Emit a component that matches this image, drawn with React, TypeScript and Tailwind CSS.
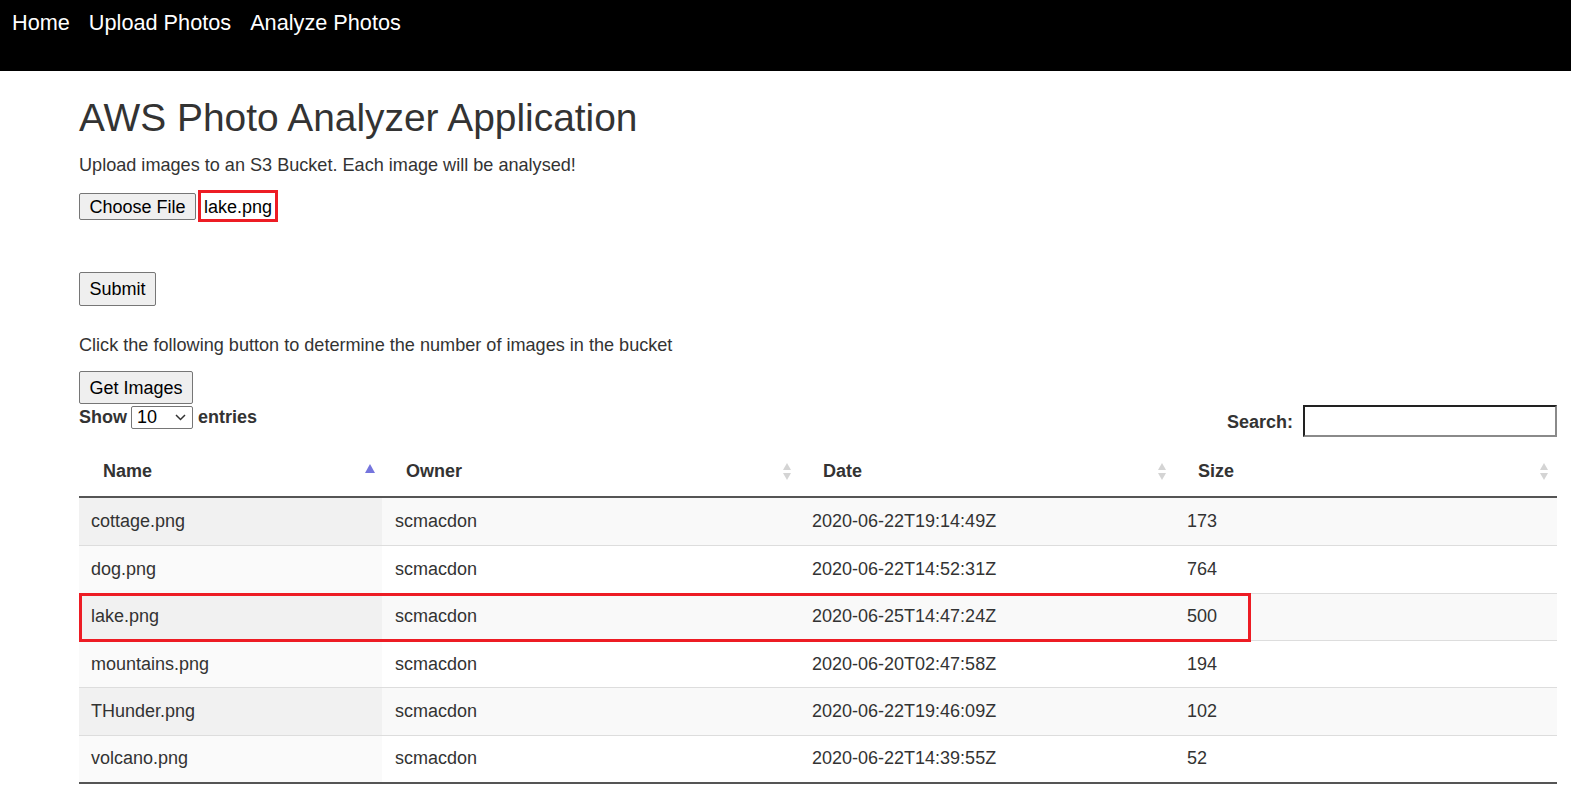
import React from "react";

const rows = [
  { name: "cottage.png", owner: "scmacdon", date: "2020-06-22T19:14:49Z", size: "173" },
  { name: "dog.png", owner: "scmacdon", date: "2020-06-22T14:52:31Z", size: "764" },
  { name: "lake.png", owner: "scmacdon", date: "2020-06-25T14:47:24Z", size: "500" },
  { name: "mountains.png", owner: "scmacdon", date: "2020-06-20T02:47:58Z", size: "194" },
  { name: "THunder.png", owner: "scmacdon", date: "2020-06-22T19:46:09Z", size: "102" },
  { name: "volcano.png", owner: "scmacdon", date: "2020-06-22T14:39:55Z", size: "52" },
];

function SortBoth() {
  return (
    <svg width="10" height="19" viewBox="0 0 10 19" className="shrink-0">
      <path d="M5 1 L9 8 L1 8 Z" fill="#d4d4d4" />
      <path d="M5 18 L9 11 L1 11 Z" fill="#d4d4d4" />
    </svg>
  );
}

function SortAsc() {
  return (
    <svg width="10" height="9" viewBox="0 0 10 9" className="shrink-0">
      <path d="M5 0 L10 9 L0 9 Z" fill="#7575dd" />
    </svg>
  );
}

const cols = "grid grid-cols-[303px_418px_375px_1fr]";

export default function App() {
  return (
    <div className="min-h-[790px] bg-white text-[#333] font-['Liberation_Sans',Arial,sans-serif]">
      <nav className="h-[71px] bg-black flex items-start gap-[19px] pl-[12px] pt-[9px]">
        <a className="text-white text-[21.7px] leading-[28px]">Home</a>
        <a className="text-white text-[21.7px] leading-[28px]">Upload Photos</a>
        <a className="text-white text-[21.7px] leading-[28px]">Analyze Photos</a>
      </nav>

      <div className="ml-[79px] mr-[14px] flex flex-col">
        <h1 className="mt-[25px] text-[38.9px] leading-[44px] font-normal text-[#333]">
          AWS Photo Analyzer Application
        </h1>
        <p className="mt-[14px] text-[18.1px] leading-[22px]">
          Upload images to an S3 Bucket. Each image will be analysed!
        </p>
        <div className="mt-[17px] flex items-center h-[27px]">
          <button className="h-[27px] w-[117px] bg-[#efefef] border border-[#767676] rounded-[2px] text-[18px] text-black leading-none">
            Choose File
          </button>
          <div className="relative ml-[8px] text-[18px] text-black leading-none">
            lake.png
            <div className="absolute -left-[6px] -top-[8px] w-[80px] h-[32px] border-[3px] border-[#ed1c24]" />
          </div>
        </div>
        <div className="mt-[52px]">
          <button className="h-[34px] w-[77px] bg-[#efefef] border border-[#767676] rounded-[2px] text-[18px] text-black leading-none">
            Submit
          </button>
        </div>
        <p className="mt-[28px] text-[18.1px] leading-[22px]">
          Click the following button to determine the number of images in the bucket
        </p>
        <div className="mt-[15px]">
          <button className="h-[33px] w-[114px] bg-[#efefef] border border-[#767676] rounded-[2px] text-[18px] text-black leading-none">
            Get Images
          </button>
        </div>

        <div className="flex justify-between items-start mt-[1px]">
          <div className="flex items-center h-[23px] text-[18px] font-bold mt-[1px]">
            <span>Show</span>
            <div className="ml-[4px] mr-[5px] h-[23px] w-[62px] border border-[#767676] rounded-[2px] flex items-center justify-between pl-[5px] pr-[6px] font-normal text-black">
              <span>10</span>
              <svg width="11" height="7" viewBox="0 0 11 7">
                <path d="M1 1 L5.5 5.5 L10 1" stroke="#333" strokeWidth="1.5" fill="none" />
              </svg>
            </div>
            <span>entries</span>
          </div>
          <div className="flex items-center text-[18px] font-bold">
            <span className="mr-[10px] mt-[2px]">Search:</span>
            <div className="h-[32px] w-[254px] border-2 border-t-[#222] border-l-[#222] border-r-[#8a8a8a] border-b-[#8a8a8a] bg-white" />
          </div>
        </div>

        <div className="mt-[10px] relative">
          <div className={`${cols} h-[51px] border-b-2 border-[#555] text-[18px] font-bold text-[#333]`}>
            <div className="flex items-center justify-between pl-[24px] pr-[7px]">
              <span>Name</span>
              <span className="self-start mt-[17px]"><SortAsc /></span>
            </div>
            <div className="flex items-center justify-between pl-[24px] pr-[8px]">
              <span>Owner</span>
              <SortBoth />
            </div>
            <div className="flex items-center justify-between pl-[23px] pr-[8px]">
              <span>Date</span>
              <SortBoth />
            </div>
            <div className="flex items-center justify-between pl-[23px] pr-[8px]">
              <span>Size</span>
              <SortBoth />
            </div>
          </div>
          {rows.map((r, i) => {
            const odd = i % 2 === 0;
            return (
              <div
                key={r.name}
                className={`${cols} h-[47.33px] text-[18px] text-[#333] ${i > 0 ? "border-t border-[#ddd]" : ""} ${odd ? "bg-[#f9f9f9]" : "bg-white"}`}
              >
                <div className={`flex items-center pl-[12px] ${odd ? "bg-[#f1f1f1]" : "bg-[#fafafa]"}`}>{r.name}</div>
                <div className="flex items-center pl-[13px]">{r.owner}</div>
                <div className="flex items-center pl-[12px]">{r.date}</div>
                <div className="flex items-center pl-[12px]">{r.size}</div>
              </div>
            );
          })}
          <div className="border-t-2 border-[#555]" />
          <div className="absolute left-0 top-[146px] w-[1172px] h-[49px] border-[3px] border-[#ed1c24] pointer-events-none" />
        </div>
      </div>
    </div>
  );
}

----

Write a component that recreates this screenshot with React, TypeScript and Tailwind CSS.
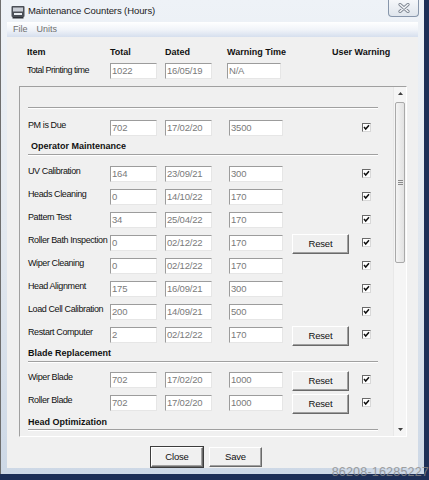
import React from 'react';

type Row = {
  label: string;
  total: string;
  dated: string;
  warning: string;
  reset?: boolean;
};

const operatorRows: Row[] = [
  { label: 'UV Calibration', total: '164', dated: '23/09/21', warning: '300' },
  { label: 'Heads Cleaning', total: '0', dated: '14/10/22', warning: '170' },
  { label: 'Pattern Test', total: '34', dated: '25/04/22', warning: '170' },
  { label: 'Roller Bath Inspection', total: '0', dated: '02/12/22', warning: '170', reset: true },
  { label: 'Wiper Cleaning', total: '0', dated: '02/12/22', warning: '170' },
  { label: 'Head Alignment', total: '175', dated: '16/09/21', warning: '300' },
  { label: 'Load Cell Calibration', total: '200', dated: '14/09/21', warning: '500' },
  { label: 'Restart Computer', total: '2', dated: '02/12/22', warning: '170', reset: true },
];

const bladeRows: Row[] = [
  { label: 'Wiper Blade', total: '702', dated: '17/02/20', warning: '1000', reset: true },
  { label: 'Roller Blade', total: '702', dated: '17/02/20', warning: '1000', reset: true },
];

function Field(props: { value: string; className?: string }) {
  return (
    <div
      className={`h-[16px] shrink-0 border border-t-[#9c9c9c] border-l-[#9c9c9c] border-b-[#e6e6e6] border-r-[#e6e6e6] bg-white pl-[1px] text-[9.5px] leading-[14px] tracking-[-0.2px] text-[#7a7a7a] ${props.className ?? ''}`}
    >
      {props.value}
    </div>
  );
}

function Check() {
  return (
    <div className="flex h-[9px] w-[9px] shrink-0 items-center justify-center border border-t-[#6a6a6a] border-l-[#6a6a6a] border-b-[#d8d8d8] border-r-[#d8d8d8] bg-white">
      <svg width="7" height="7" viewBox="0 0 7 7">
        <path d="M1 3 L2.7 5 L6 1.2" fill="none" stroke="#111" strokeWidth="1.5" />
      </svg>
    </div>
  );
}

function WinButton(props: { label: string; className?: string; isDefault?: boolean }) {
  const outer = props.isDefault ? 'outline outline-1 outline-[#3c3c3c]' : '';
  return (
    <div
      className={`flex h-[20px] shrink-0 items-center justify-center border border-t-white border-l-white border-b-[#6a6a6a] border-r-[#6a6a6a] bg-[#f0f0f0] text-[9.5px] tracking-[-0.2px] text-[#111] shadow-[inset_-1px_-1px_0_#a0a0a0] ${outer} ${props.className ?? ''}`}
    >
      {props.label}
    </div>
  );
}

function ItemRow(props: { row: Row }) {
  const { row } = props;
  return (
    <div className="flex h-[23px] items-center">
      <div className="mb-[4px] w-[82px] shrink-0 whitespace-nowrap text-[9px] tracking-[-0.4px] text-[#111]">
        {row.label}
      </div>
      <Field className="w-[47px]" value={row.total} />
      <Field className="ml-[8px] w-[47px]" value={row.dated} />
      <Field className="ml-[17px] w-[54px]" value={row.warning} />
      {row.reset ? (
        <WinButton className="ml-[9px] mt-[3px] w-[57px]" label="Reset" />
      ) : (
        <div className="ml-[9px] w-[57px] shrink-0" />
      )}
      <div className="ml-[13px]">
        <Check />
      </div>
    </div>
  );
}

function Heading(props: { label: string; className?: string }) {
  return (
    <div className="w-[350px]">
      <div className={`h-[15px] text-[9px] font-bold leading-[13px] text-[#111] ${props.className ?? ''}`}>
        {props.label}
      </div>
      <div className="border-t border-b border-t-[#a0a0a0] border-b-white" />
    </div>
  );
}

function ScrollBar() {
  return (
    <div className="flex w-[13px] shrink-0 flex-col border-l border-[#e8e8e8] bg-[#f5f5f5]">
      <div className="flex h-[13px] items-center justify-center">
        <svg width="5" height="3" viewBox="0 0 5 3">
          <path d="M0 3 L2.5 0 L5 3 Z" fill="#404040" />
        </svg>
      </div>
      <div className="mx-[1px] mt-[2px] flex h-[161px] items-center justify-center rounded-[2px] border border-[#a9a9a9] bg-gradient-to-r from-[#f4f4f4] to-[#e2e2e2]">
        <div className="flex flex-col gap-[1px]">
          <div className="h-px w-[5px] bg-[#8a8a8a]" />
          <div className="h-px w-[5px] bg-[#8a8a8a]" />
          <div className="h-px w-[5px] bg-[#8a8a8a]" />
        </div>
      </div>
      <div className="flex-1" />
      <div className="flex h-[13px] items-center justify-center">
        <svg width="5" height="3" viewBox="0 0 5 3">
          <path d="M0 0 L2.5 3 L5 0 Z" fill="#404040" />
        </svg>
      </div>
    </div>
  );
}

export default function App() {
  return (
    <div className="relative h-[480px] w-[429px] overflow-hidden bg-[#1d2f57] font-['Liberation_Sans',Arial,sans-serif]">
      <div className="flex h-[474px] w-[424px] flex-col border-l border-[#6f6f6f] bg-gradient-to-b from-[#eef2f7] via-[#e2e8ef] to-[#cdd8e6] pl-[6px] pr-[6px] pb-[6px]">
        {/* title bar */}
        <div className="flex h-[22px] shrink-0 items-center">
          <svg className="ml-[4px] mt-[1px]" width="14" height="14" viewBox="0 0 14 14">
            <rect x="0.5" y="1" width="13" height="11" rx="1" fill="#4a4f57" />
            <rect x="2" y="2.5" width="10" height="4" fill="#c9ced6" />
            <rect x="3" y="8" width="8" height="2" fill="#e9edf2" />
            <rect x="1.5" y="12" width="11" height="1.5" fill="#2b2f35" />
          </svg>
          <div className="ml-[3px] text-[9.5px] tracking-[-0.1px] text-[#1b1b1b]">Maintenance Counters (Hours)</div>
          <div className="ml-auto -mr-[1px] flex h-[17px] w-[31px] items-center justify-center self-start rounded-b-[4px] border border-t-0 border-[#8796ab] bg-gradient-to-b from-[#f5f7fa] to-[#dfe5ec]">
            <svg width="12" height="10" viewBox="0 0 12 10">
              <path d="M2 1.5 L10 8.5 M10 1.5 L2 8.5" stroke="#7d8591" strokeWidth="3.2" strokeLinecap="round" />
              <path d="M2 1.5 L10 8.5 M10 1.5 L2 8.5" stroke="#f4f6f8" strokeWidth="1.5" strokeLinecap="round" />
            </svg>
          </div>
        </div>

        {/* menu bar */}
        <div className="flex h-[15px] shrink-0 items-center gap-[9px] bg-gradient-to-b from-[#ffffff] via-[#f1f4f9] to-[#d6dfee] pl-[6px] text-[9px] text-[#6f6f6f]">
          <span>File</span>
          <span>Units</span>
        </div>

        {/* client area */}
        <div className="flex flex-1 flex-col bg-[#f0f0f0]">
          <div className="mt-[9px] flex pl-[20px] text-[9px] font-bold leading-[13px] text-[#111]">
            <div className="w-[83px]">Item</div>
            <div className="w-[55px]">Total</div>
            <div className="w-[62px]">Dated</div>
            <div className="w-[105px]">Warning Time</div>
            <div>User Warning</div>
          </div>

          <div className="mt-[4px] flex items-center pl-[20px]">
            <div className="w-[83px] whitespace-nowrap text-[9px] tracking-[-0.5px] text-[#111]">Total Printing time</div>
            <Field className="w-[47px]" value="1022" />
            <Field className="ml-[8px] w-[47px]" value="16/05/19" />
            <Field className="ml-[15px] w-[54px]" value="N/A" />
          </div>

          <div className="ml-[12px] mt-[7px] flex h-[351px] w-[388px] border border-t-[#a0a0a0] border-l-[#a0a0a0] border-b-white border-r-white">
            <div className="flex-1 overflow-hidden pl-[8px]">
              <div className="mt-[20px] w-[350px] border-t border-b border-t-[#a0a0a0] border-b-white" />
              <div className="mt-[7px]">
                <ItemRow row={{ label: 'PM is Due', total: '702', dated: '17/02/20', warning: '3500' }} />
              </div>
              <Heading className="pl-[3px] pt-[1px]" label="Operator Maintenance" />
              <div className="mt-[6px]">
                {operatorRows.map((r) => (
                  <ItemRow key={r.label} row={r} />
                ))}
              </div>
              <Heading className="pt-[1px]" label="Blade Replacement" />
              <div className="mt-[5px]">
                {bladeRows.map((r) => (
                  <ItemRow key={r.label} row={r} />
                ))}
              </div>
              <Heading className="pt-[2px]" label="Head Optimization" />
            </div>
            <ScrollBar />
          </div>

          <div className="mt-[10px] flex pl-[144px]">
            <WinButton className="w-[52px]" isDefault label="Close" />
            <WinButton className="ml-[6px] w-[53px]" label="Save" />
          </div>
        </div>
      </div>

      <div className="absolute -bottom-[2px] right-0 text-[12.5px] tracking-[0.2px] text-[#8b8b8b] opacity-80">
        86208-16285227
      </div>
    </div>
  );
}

----

Gather up the lines containing the word "that" from these records and copy them.

Emit a component that matches this image, drawn with React, TypeScript and Tailwind CSS.
Write a component that recreates this screenshot with React, TypeScript and Tailwind CSS.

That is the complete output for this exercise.